Reporter: Hikma Dirgantara | Editor: Handoyo .
KONTAN.CO.ID - JAKARTA. Ancaman resesi semakin tak bisa dihindari. Berbagai negara melaporkan pertumbuhan ekonomi pada kuartal II-2020 mengalami kontraksi. Teranyar, Indonesia juga mencatatkan pertumbuhan yang mengalami kontraksi hingga minus 5,3% pada kuartal II-2020.
Kendati demikian, Chief Investment Officer PT Insight Investments Management Genta Wira Anjalu mengingatkan bahwa kondisi pasar saat ini bergerak divergence dengan kondisi ekonomi maupun perkembangan kasus virus corona. Setelah April hingga Jumat (7/8), IHSG dan pasar obligasi rebound signifikan dengan masing-masing berhasil naik 15,18% dan 9,47%.

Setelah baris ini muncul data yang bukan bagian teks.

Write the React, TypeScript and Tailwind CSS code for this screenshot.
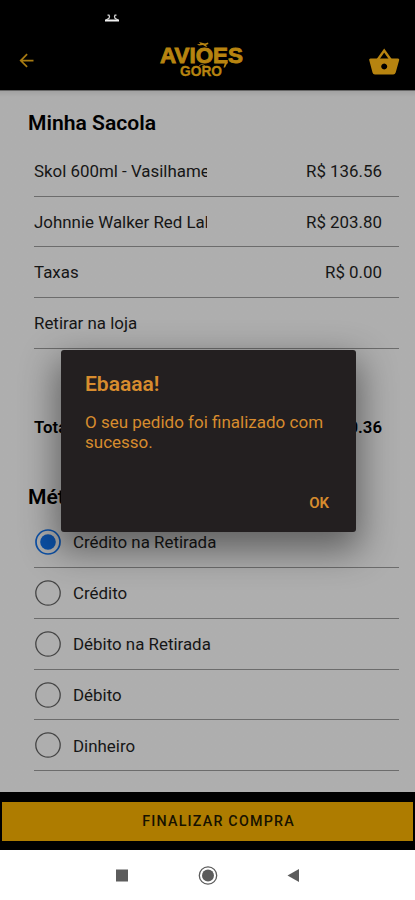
import { useState } from 'react';

interface BagItem {
  name: string;
  price?: string;
}

const items: BagItem[] = [
  { name: 'Skol 600ml - Vasilhame', price: 'R$ 136.56' },
  { name: 'Johnnie Walker Red Label', price: 'R$ 203.80' },
  { name: 'Taxas', price: 'R$ 0.00' },
  { name: 'Retirar na loja' },
];

const methods = ['Crédito na Retirada', 'Crédito', 'Débito na Retirada', 'Débito', 'Dinheiro'];

function Logo() {
  return (
    <svg width="90" height="40" viewBox="0 0 90 40" className="font-['Liberation_Sans',sans-serif] font-bold">
      <g fill="#b78410" stroke="#b78410">
        <text x="4" y="23" fontSize="22" strokeWidth="0.9" textLength="83" lengthAdjust="spacingAndGlyphs">
          AVIOES
        </text>
        <text x="24" y="36" fontSize="14" strokeWidth="0.3" textLength="42" lengthAdjust="spacingAndGlyphs">
          GORO
        </text>
      </g>
      <path d="M43 2l6 1.600 3-1.200.4 1.600-2.400 1 1.400 2-2-.4-2.400-1.600-4 .6-2-1.400 3.400-.2z" fill="#b78410" />
      <path d="M69 22.500l2.500 0-2.500 5-1.500 0z" fill="#b78410" />
      <path d="M43 26l3-2 3 2" fill="none" stroke="#8a6820" />
    </svg>
  );
}

function Header() {
  return (
    <header className="h-[90px] shrink-0 bg-black">
      <div className="h-[31px] pl-[105px] pt-[14px]">
        <svg width="14" height="9" viewBox="0 0 14 9">
          <path d="M0 6.500h14" fill="none" stroke="#f2f2f2" strokeWidth="2" />
          <path d="M2.500 1.200h1.500q1 1.300 0 3L1 6M11.500 1.200H10q-1 1.300 0 3l3 1.800" fill="none" stroke="#d8d8d8" strokeWidth="1.300" />
        </svg>
      </div>
      <div className="flex h-[59px] items-center justify-between pl-[15px] pr-[13px]">
        <button className="flex h-[22px] w-[22px] items-center justify-center">
          <svg width="21" height="21" viewBox="0 0 24 24" fill="#a87b12">
            <path d="M20 11H7.800l5.600-5.600L12 4l-8 8 8 8 1.400-1.400L7.800 13H20z" />
          </svg>
        </button>
        <div className="mb-[2px] mr-[1px]">
          <Logo />
        </div>
        <button className="mt-[3px]">
          <svg width="36" height="32" viewBox="0 0 36 32">
            <path d="M11.500 14L18.200 4.500l6.700 9.500" fill="none" stroke="#b78410" strokeWidth="2.400" />
            <path
              fillRule="evenodd"
              fill="#b78410"
              d="M4.500 12.500h27.500q1.500 0 1.200 1.500l-3.500 12.500q-.6 2-2.500 2H9q-2 0-2.500-2L3.200 14q-.3-1.500 1.300-1.500zM18.200 17.500a3 3 0 1 0 .01 0z"
            />
          </svg>
        </button>
      </div>
    </header>
  );
}

function Radio({ checked }: { checked: boolean }) {
  return (
    <svg width="28" height="28" viewBox="0 0 28 28" className="shrink-0">
      {checked ? (
        <>
          <circle cx="14" cy="14" r="12" fill="none" stroke="#0c50a6" strokeWidth="1.700" />
          <circle cx="14" cy="14" r="7.800" fill="#0c50a6" />
        </>
      ) : (
        <circle cx="14" cy="14" r="12.200" fill="none" stroke="#454545" strokeWidth="1.300" />
      )}
    </svg>
  );
}

function SuccessDialog() {
  return (
    <div className="absolute left-[61px] top-[350px] flex h-[182px] w-[295px] flex-col rounded-[3px] bg-[#231f20] pl-[24px] pr-[27px] text-[#d78c2e] shadow-[0_14px_36px_4px_rgba(0,0,0,0.45)]">
      <h2 className="mt-[21px] text-[21px] font-semibold leading-[26px]">Ebaaaa!</h2>
      <p className="mt-[15px] whitespace-nowrap text-[17px] leading-[20px]">
        O seu pedido foi finalizado com
        <br />
        sucesso.
      </p>
      <button className="mt-[41px] self-end text-[15px] font-semibold leading-[20px]">OK</button>
    </div>
  );
}

export default function App() {
  const [method, setMethod] = useState(methods[0]);

  return (
    <div className="relative flex h-[900px] w-[415px] flex-col overflow-hidden bg-[#aeaeae] font-[Roboto,sans-serif] text-[#161616]">
      <Header />

      <main className="flex-1 border-t border-[#666] bg-linear-to-b from-[#a2a2a2] to-[#aeaeae] to-[6px] pl-[28px] pr-[16px]">
        <h1 className="mt-[19px] text-[21.100px] font-semibold leading-[26px] text-black">Minha Sacola</h1>
        <div className="mt-[10px] pl-[6px]">
          {items.map((item) => (
            <div key={item.name} className="flex h-[50.700px] items-center justify-between border-b border-[#6c6c6c] pr-[17px] pt-[1.500px] text-[16.900px]">
              <span className="w-[173px] overflow-hidden whitespace-nowrap">{item.name}</span>
              <span>{item.price}</span>
            </div>
          ))}
        </div>
        <div className="mt-[66px] flex items-center justify-between pl-[6px] pr-[17px] text-[16.800px] font-semibold leading-[24px] text-black">
          <span>Total</span>
          <span>R$ 340.36</span>
        </div>

        <h1 className="mt-[45px] text-[21.100px] font-semibold leading-[26px] text-black">Método de Pagamento</h1>
        <div className="mt-[7.500px] pl-[6px]">
          {methods.map((m) => (
            <button
              key={m}
              onClick={() => setMethod(m)}
              className="flex h-[50.800px] w-full items-center gap-[11px] border-b border-[#6c6c6c] text-[16.900px]"
            >
              <Radio checked={m === method} />
              <span className="pt-[2px]">{m}</span>
            </button>
          ))}
        </div>
      </main>

      <footer className="h-[58px] shrink-0 bg-black px-[2px] pt-[10px]">
        <button className="h-[39px] w-full bg-[#ae7c00] pl-[22px] text-[14.300px] font-medium tracking-[1.200px] text-[#171200]">
          FINALIZAR COMPRA
        </button>
      </footer>

      <nav className="flex h-[50px] shrink-0 items-center justify-center bg-white">
        <svg width="200" height="24" viewBox="0 0 200 24" fill="#5c5c5c">
          <rect x="8" y="6.500" width="12" height="12" />
          <circle cx="100" cy="12.500" r="6" />
          <circle cx="100" cy="12.500" r="8.700" fill="none" stroke="#5c5c5c" strokeWidth="1.300" />
          <path d="M179.500 12.500l11.500-6.500v13z" />
        </svg>
      </nav>

      <SuccessDialog />
    </div>
  );
}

Genta menyebut Massive liquidity yang dipompa The Fed dan bank sentral lainnya menjadi faktor pemicunya. Pada akhirnya, berbagai sentimen negatif seperti ketegangan AS-China, pemulihan ekonomi yang mungkin lebih lama dari ekspektasi, kenaikan jumlah kasus virus corona seolah dilupakan pasar. Banjir likuiditas tersebut membuat pergerakan pasar menjadi divergence terhadap kondisi riil ekonomi.
Baca Juga: Syarat dilonggarkan, pemerintah percepat penyaluran dana transfer ke daerah
“Dengan kondisi saat ini, kami memproyeksikan yield SUN bertenor 10 tahun akan berada di kisaran di 6.25% - 6.50% pada akhir tahun atau masih memiliki potential upside sebesar 5% - 7%. Sementara untuk IHSG kami perkirakan akan mencapai level 5.400 pada akhir tahun nanti atau masih memiliki potential upside senilai 5%,” ujar Genta kepada Kontan.co.id, Jumat (7/8).
Dengan adanya ancaman resesi, Genta melihat setidaknya hingga akhir tahun ini pasar obligasi lebih menarik dibandingkan pasar saham. Pasalnya, ancaman krisis ini secara fundamental membuat prospek pertumbuhan cenderung turun, dan bahkan terdapat ancaman deflasi. Tapi hal ini justru malah baik untuk pasar obligasi di mana artinya global interest rate akan lebih rendah untuk waktu yang lama di tengah ramai-ramai menurunkan suku bunga.
Baca Juga: Masa resesi bisa jadi pintu masuk ke pasar saham untuk investasi jangka panjang
“Tapi kita juga tidak bisa kesampingkan massive liquidity serta berbagai stimulus yang dilakukan bank sentral maupun pemerintah berbagai negara dapat mendorong aset finansial seperti saham untuk bergerak naik. Yang perlu dicatat adalah stimulus yang terjadi kali ini jauh lebih besar daripada tahun Global Financial Crisis tahun 2008,” tambah Genta.
Melihat situasi ini, Genta memberikan rekomendasi kepada para investor moderat mengenai susunan portofolionya. Genta merekomendasikan investor bisa menyusun portofolionya dengan meletakkan 50% pada obligasi, 30% pada saham, dan 20% pada pasar uang.